The establishment of a three-dimensional spatial stress model for the shield support has been made possible by the hydraulic support, which can be simplified to a rigid body. Nevertheless, this model does not account for the fact that several associated support mechanisms, especially the direct contact between the rock surrounding the canopy, may deform under strain. This contact can sustain large impact loads, which could cause the canopy to potentially deform in both the length and width dimensions, affecting the behavior of the support. During the coupling process between the hydraulic support top beam and the surrounding rock, it may cause deformation of the top beam, resulting in changes in the support posture and affecting the support characteristics of the hydraulic support.
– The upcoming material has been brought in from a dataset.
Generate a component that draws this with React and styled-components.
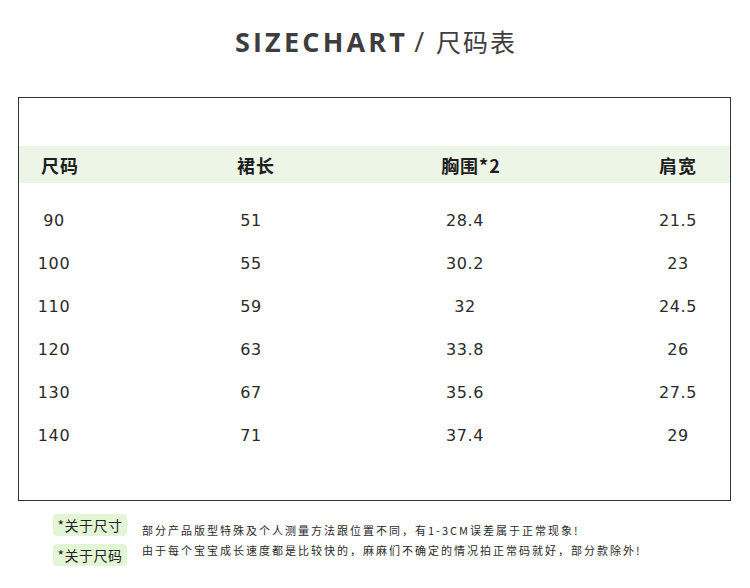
import React from "react";
import styled, { createGlobalStyle } from "styled-components";

const Global = createGlobalStyle`
  html, body { margin: 0; padding: 0; background: #ffffff; }
  body { font-family: "Noto Sans CJK SC", "Noto Sans", sans-serif; }
`;

const Page = styled.div`
  width: 750px;
  height: 588px;
  background: #fff;
  overflow: hidden;
`;

const Title = styled.h1`
  margin: 0;
  height: 82px;
  display: flex;
  align-items: center;
  justify-content: center;
  font-weight: normal;
  color: #3d3d3d;
  padding-left: 2px;
`;

const TitleEn = styled.span`
  font-family: "Open Sans", "Noto Sans", sans-serif;
  font-weight: 700;
  font-size: 27px;
  letter-spacing: 3.2px;
`;

const Slash = styled.span`
  font-family: "Open Sans", sans-serif;
  font-size: 27px;
  font-weight: 400;
  margin: 0 12px 0 6px;
`;

const TitleZh = styled.span`
  font-family: "Noto Sans CJK SC", sans-serif;
  font-weight: 400;
  font-size: 25px;
  letter-spacing: 2px;
`;

const Table = styled.div`
  margin: 15px 0 0 18px;
  width: 711px;
  border: 1px solid #333;
  padding: 48px 0 43px;
`;

const Row = styled.div`
  display: grid;
  grid-template-columns: ${(p) => p.$cols};
  padding-left: ${(p) => p.$pad}px;
  align-items: center;
  height: ${(p) => p.$h}px;
  background: ${(p) => p.$bg || "transparent"};
`;

const Body = styled.div`
  padding-top: 16px;
`;

const HeadCell = styled.span`
  width: 60px;
  text-align: center;
  font-family: "Noto Sans CJK SC", sans-serif;
  font-weight: 700;
  font-size: 18px;
  color: #1e1e1e;
  white-space: nowrap;
  letter-spacing: 1px;
`;

const Cell = styled.span`
  width: 60px;
  text-align: center;
  font-family: "DejaVu Sans", sans-serif;
  font-size: 16px;
  color: #2a2a2a;
  letter-spacing: 0.6px;
`;

const Footer = styled.div`
  display: flex;
  gap: 15px;
  padding: 13px 0 0 53px;
`;

const Tags = styled.div`
  display: flex;
  flex-direction: column;
  gap: 8px;
`;

const Tag = styled.span`
  width: 74px;
  height: 22px;
  border-radius: 4px;
  background: #e2f6d6;
  color: #222;
  font-size: 14px;
  display: flex;
  align-items: center;
  justify-content: center;
  letter-spacing: 0.5px;
  font-family: "Noto Sans CJK SC", sans-serif;
`;

const Notes = styled.div`
  padding-top: 6px;
  display: flex;
  flex-direction: column;
`;

const Note = styled.p`
  margin: 0;
  line-height: 20px;
  font-size: 11px;
  letter-spacing: 2px;
  color: #2a2a2a;
  font-family: "Noto Sans CJK SC", sans-serif;
  white-space: nowrap;
`;

const headers = ["尺码", "裙长", "胸围*2", "肩宽"];
const rows = [
  ["90", "51", "28.4", "21.5"],
  ["100", "55", "30.2", "23"],
  ["110", "59", "32", "24.5"],
  ["120", "63", "33.8", "26"],
  ["130", "67", "35.6", "27.5"],
  ["140", "71", "37.4", "29"],
];

export default function App() {
  return (
    <Page>
      <Global />
      <Title>
        <TitleEn>SIZECHART</TitleEn>
        <Slash>/</Slash>
        <TitleZh>尺码表</TitleZh>
      </Title>
      <Table>
        <Row $cols="196px 215px 207px 1fr" $pad={11} $h={37} $bg="#edf6e6">
          {headers.map((h) => (
            <HeadCell key={h}>{h}</HeadCell>
          ))}
        </Row>
        <Body>
          {rows.map((r) => (
            <Row key={r[0]} $cols="197px 214px 213px 1fr" $pad={5} $h={43}>
              {r.map((v, i) => (
                <Cell key={i}>{v}</Cell>
              ))}
            </Row>
          ))}
        </Body>
      </Table>
      <Footer>
        <Tags>
          <Tag>*关于尺寸</Tag>
          <Tag>*关于尺码</Tag>
        </Tags>
        <Notes>
          <Note>部分产品版型特殊及个人测量方法跟位置不同，有1-3CM误差属于正常现象!</Note>
          <Note>由于每个宝宝成长速度都是比较快的，麻麻们不确定的情况拍正常码就好，部分款除外!</Note>
        </Notes>
      </Footer>
    </Page>
  );
}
Moreover, additional research is necessary to fully comprehend the effect of elements like motion pair clearance in the two columns, structural size problems, and over-constrained driving on the hydraulic support system. In addition, integrating monitoring data with digital twin systems to provide technical support for the implementation of intelligent adaptive control integration as a research focus for the next step of work. Other influencing factors need to be considered, such as temperature variations, material fatigue, or hydraulic fluid dynamics, the mining and geological conditions of the walls, which might influence the performance of hydraulic supports in real-world scenarios.